#### [AIM]
Print, word for word, the opening line of the data below and every line after it through the line that contains "border-l border-[#7c7c7c] border-b", but not the pictures.
|---|
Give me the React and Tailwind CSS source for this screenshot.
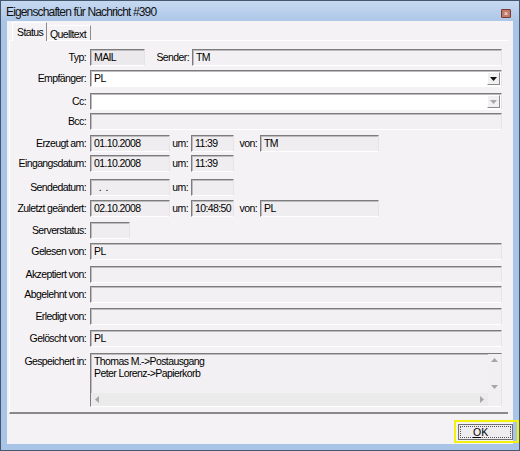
import React from 'react';

const sunken =
    'border-t border-l border-[#7c7c7c] border-b border-r border-b-white border-r-[#e6e4e6] shadow-[inset_1px_1px_0_#bdbbbd]';

function Box({ value = '', className = '', bg = 'bg-[#efedef]' }) {
    return (
        <div className={`${sunken} ${bg} ${className} h-full overflow-hidden whitespace-nowrap px-[3px] leading-[15px]`}>
            {value}
        </div>
    );
}

function Row({ label, mt, className = 'h-[17px]', children }) {
    return (
        <div className={`flex ${mt} ${className}`}>
            <div className="w-[77px] shrink-0 pr-[2px] pt-[2px] text-right leading-[13px]">{label}</div>
            <div className="ml-[2px] flex min-w-0 flex-1">{children}</div>
        </div>
    );
}

function Inline({ label, w }) {
    return <div className={`${w} shrink-0 pr-[3px] pt-[2px] text-right leading-[13px]`}>{label}</div>;
}

function ComboArrow({ disabled }) {
    return (
        <div className="my-[1px] mr-[1px] flex w-[13px] items-center justify-center border-t border-l border-b border-r border-t-white border-l-white border-b-[#8a8a8a] border-r-[#8a8a8a] bg-[#f2f0f2]">
            <svg width="7" height="4" viewBox="0 0 7 4">
                <path d="M0 0h7L3.5 4z" fill={disabled ? '#a8a8a8' : '#111'} />
            </svg>
        </div>
    );
}

function Combo({ value, disabled }) {
    return (
        <div className={`${sunken} flex h-full flex-1 bg-white`}>
            <div className="flex-1 px-[3px] leading-[15px]">{value}</div>
            <ComboArrow disabled={disabled} />
        </div>
    );
}

function Triangle({ dir }) {
    const paths = {
        up: 'M0 4h7L3.5 0z',
        down: 'M0 0h7L3.5 4z',
        left: 'M4 0v7L0 3.5z',
        right: 'M0 0v7L4 3.5z',
    };
    const vertical = dir === 'up' || dir === 'down';
    return (
        <svg width={vertical ? 7 : 4} height={vertical ? 4 : 7} viewBox={vertical ? '0 0 7 4' : '0 0 4 7'}>
            <path d={paths[dir]} fill="#a6a6a6" />
        </svg>
    );
}

function DateRow({ label, mt, date, time, by }) {
    return (
        <Row label={label} mt={mt}>
            <Box value={date} className="w-[80px] shrink-0" />
            <Inline label="um:" w="w-[21px]" />
            <Box value={time} className="w-[43px] shrink-0" />
            {by !== undefined && (
                <>
                    <Inline label="von:" w="w-[26px]" />
                    <Box value={by} className="w-[119px] shrink-0" />
                </>
            )}
        </Row>
    );
}

export default function App() {
    return (
        <div className="flex h-[451px] w-[520px] flex-col border border-[#44576d] bg-[#a8c5e8] font-['Liberation_Sans',Arial,sans-serif] text-[10.5px] tracking-[-0.6px] text-black">
            {/* title bar */}
            <div className="flex h-[20px] shrink-0 items-center bg-gradient-to-b from-[#c6d9f1] to-[#adc7e8] pl-[5px] pr-[8px]">
                <span className="flex-1 pt-[2px] text-[12px] tracking-[-0.85px] text-[#111]">
                    Eigenschaften für Nachricht #390
                </span>
                <div className="mt-[4px] flex h-[9px] w-[10px] items-center justify-center rounded-[1px] border border-[#7a3a30] bg-[#c07868] text-[7px] leading-none text-white tracking-normal">
                    ×
                </div>
            </div>

            {/* client area */}
            <div className="mx-[6px] mb-[6px] flex flex-1 flex-col bg-[#f5f2f5]">
                {/* tabs */}
                <div className="flex h-[19px] items-end pl-[5px]">
                    <div className="relative z-10 mb-[-1px] h-[19px] w-[35px] border-t border-l border-r border-t-white border-l-white border-r-[#8c8c8c] bg-[#f5f2f5] pl-[4px] pt-[3px] leading-[13px]">
                        Status
                    </div>
                    <div className="h-[15px] w-[44px] border-t border-r border-t-white border-r-[#8c8c8c] pl-[3px] pt-[2px] leading-[12px]">
                        Quelltext
                    </div>
                </div>

                {/* tab panel */}
                <div className="ml-[2px] mr-[5px] flex flex-col border-t border-l border-t-white border-l-white border-b-2 border-b-[#8a888a] pb-[5px] pl-[1px] pr-[6px] pt-[8px]">
                    <Row label="Typ:" mt="mt-0">
                        <Box value="MAIL" className="w-[55px] shrink-0" bg="bg-[#ebe9eb]" />
                        <Inline label="Sender:" w="w-[47px]" />
                        <Box value="TM" className="flex-1" bg="bg-[#f3f0f3]" />
                    </Row>
                    <Row label="Empfänger:" mt="mt-[4px]">
                        <Combo value="PL" />
                    </Row>
                    <Row label="Cc:" mt="mt-[6px]">
                        <Combo value="" disabled />
                    </Row>
                    <Row label="Bcc:" mt="mt-[3px]">
                        <Box className="flex-1" bg="bg-[#f3f0f3]" />
                    </Row>
                    <DateRow label="Erzeugt am:" mt="mt-[5px]" date="01.10.2008" time="11:39" by="TM" />
                    <DateRow label="Eingangsdatum:" mt="mt-[3px]" date="01.10.2008" time="11:39" />
                    <DateRow label="Sendedatum:" mt="mt-[7px]" date={'\u00a0\u00a0.\u00a0\u00a0.'} time="" />
                    <DateRow label="Zuletzt geändert:" mt="mt-[4px]" date="02.10.2008" time="10:48:50" by="PL" />
                    <Row label="Serverstatus:" mt="mt-[5px]">
                        <Box className="w-[40px] shrink-0" />
                    </Row>
                    <Row label="Gelesen von:" mt="mt-[4px]">
                        <Box value="PL" className="flex-1" bg="bg-[#f3f0f3]" />
                    </Row>
                    <Row label="Akzeptiert von:" mt="mt-[6px]">
                        <Box className="flex-1" bg="bg-[#f3f0f3]" />
                    </Row>
                    <Row label="Abgelehnt von:" mt="mt-[3px]">
                        <Box className="flex-1" bg="bg-[#f3f0f3]" />
                    </Row>
                    <Row label="Erledigt von:" mt="mt-[5px]">
                        <Box className="flex-1" bg="bg-[#f3f0f3]" />
                    </Row>
                    <Row label="Gelöscht von:" mt="mt-[5px]">
                        <Box value="PL" className="flex-1" bg="bg-[#f3f0f3]" />
                    </Row>
                    <Row label="Gespeichert in:" mt="mt-[6px]" className="h-[54px]">
                        <div className={`${sunken} grid flex-1 grid-cols-[1fr_13px] grid-rows-[1fr_13px] bg-[#f3f0f3]`}>
                            <div className="px-[3px] pt-[1px] leading-[12px]">
                                <div>Thomas M.-&gt;Postausgang</div>
                                <div>Peter Lorenz-&gt;Papierkorb</div>
                            </div>
                            <div className="flex flex-col items-center justify-between bg-[#f1eff1] py-[4px]">
                                <Triangle dir="up" />
                                <Triangle dir="down" />
                            </div>
                            <div className="flex items-center justify-between bg-[#ecebec] px-[4px]">
                                <Triangle dir="left" />
                                <Triangle dir="right" />
                            </div>
                            <div className="bg-[#f1eff1]" />
                        </div>
                    </Row>
                </div>

                {/* buttons */}
                <div className="flex justify-end pt-[6px]">
                    <div className="mr-[-6px] h-[23px] w-[65px] border-2 border-[#f2f20a] pl-[2px] pr-[4px] pt-[2px]">
                        <div className="h-[16px] border border-[#707070] bg-[#eeecee] p-[1px]">
                            <div className="h-full border border-dotted border-[#555] pl-[12px] leading-[11px] tracking-normal">
                                <span className="underline">O</span>K
                            </div>
                        </div>
                    </div>
                </div>
            </div>
        </div>
    );
}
|---|
#### [EXERCISE RESULT]
Give me the React and Tailwind CSS source for this screenshot.
import React from 'react';

const sunken =
    'border-t border-l border-[#7c7c7c] border-b border-r border-b-white border-r-[#e6e4e6] shadow-[inset_1px_1px_0_#bdbbbd]';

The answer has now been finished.